Abstract and slides for my Miegunyah Public Lecture, 'Digital Modernity: Continuity and Change in the History of Technology, 1993 – 2023', delivered at the University of Melbourne, August 17th, 2023.
Abstract
The digital turn that accompanied the release of the Netscape Navigator browser in 1994 has had obvious and well-documented socio-economic and cultural effects, impacting society and personal identity in myriad ways. This lecture suggests it is time to pause and consider the effect this ‘digital turn’ has had on our relationship to the past, and whether some older intellectual frameworks might help us grasp the momentous changes occurring around us.

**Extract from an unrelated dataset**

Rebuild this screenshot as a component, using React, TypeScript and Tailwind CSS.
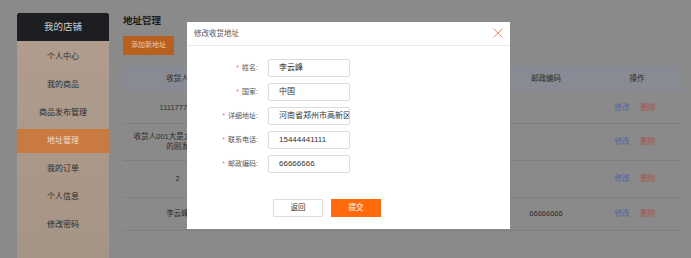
import React from "react";

const font = { fontFamily: '"Liberation Sans", "Noto Sans CJK SC", sans-serif' };

const menu = ["个人中心", "我的商品", "商品发布管理", "地址管理", "我的订单", "个人信息", "修改密码"];

const rows = [
  { name: ["111177777"], zip: "", h: "h-[32px]" },
  { name: ["收货人001大是大非的发生", "的刚发"], zip: "", h: "h-[37px]" },
  { name: ["2"], zip: "", h: "h-[37px]" },
  { name: ["李云峰"], zip: "66666666", h: "h-[33px]" },
];

const fields = [
  { label: "姓名:", value: "李云峰" },
  { label: "国家:", value: "中国" },
  { label: "详细地址:", value: "河南省郑州市高新区1019号" },
  { label: "联系电话:", value: "15444441111" },
  { label: "邮政编码:", value: "66666666" },
];

export default function App() {
  return (
    <div className="relative w-[691px] h-[258px] overflow-hidden bg-[#8a8a8a]" style={font}>
      <div className="flex h-full">
        {/* Sidebar */}
        <div className="ml-[17px] mt-[13px] w-[92px] flex flex-col rounded-t-[2px] overflow-hidden bg-gradient-to-b from-[#b19d8f] to-[#a59587]">
          <div className="h-[28px] bg-[#1d1e21] flex items-center justify-center text-[9.5px] text-[#cfcfcf]">我的店铺</div>
          <div className="flex flex-col gap-[4px] pt-[4px]">
            {menu.map((m) => (
              <div
                key={m}
                className={
                  "h-[24px] flex items-center justify-center text-[8px] " +
                  (m === "地址管理" ? "bg-[#c97a41] text-[#f2dccc]" : "text-[#2b2b2b]")
                }
              >
                {m}
              </div>
            ))}
          </div>
        </div>

        {/* Main */}
        <div className="ml-[14px] w-[559px] flex flex-col pt-[14px]">
          <div className="h-[14px] leading-[14px] text-[9.5px] font-bold text-[#1c1c1c]">地址管理</div>
          <div className="mt-[8px] w-[51px] h-[19px] bg-[#b8601e] flex items-center justify-center text-[7px] text-[#ecc9ad]">
            添加新地址
          </div>
          <div className="mt-[11px] flex flex-col">
            <div className="h-[26px] bg-[#888b93] flex items-center text-[7.5px] text-[#2e2e2e]">
              <div className="w-[109px] text-center">收货人</div>
              <div className="w-[268px]"></div>
              <div className="w-[92px] text-center">邮政编码</div>
              <div className="w-[90px] text-center">操作</div>
            </div>
            {rows.map((r, i) => (
              <div key={i} className={r.h + " flex items-center border-b border-[#7f7f7f] text-[7.5px] text-[#2e2e2e]"}>
                <div className="w-[109px] leading-[10px] flex flex-col items-center">
                  {r.name.map((l) => (
                    <div key={l} className="whitespace-nowrap">{l}</div>
                  ))}
                </div>
                <div className="w-[268px]"></div>
                <div className="w-[92px] text-center">{r.zip}</div>
                <div className="w-[90px] flex justify-center gap-[11px] pr-[4px]">
                  <span className="text-[#4a63a8]">修改</span>
                  <span className="text-[#ad4f4f]">删除</span>
                </div>
              </div>
            ))}
          </div>
        </div>
      </div>

      {/* Modal */}
      <div className="absolute left-[187px] top-[22px] w-[323px] h-[207px] bg-white flex flex-col">
        <div className="h-[24px] border-b border-[#e9e9e9] flex items-center justify-between pl-[7px] pr-[7px]">
          <span className="text-[7.5px] text-[#555]">修改收货地址</span>
          <svg width="10" height="10" viewBox="0 0 10 10" className="mt-[-1px]">
            <path d="M0.5 0.5 L9.5 9.5 M9.5 0.5 L0.5 9.5" stroke="#f2896f" strokeWidth="1" fill="none" />
          </svg>
        </div>
        <div className="flex flex-col gap-[6px] pt-[13px]">
          {fields.map((f) => (
            <div key={f.label} className="flex items-center h-[18px]">
              <div className="w-[81px] text-right text-[7px] text-[#555] pr-[10px] whitespace-nowrap">
                <span className="text-[#f56c6c] mr-[3px]">*</span>
                {f.label}
              </div>
              <div className="w-[82px] h-[18px] border border-[#dcdcdc] rounded-[2px] flex items-center pl-[10px] overflow-hidden whitespace-nowrap text-[8px] text-[#333]">
                {f.value}
              </div>
            </div>
          ))}
        </div>
        <div className="flex gap-[8px] pl-[86px] mt-[26px]">
          <div className="w-[50px] h-[18px] border border-[#dedede] bg-white flex items-center justify-center text-[7.5px] text-[#333]">返回</div>
          <div className="w-[50px] h-[18px] bg-[#ff6b0c] flex items-center justify-center text-[7.5px] text-white">提交</div>
        </div>
      </div>
    </div>
  );
}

Digital tools will remain important for the foreseeable future, of course, but in the context of an ever-evolving relationship between self and world. It is inevitable they will withdraw to the background of consciousness to join the cars, planes, power stations, and myriad complex systems that shape everyday life. Silicon Valley marketing will sound increasingly hollow, political manipulation increasingly outrageous, technical inadequacies increasingly tiresome. The denouement of our fascination with digital technologies will occur naturally as intellectual assimilation proceeds, just as previous eras assimilated mechanical, industrial, and electrical technologies. Many perspectives will be needed for this to occur, but a reconsideration of our relationship to modernity is one of the most important. For decades, modernity was viewed by scholars as the driving force behind not only scientific and technological advance, but the violent incursions of colonialism and the miseries of child labour and environmental despoliation. The issues we face today seem clearly connected to those processes, and yet we continue to prioritize exploration of ‘the digital’, as if we have somehow exited modernity and entered a cyberutopian end game that can only be resolved by the deus ex machina of artificial intelligence. Why did we stop conceiving of ourselves as inhabiting modernity? Why have ‘industrial modernity’ and ‘post-industrial modernity’ not been followed by ‘digital modernity’? And, more importantly, what would an intellectually robust and ethically sound description of digital modernity entail?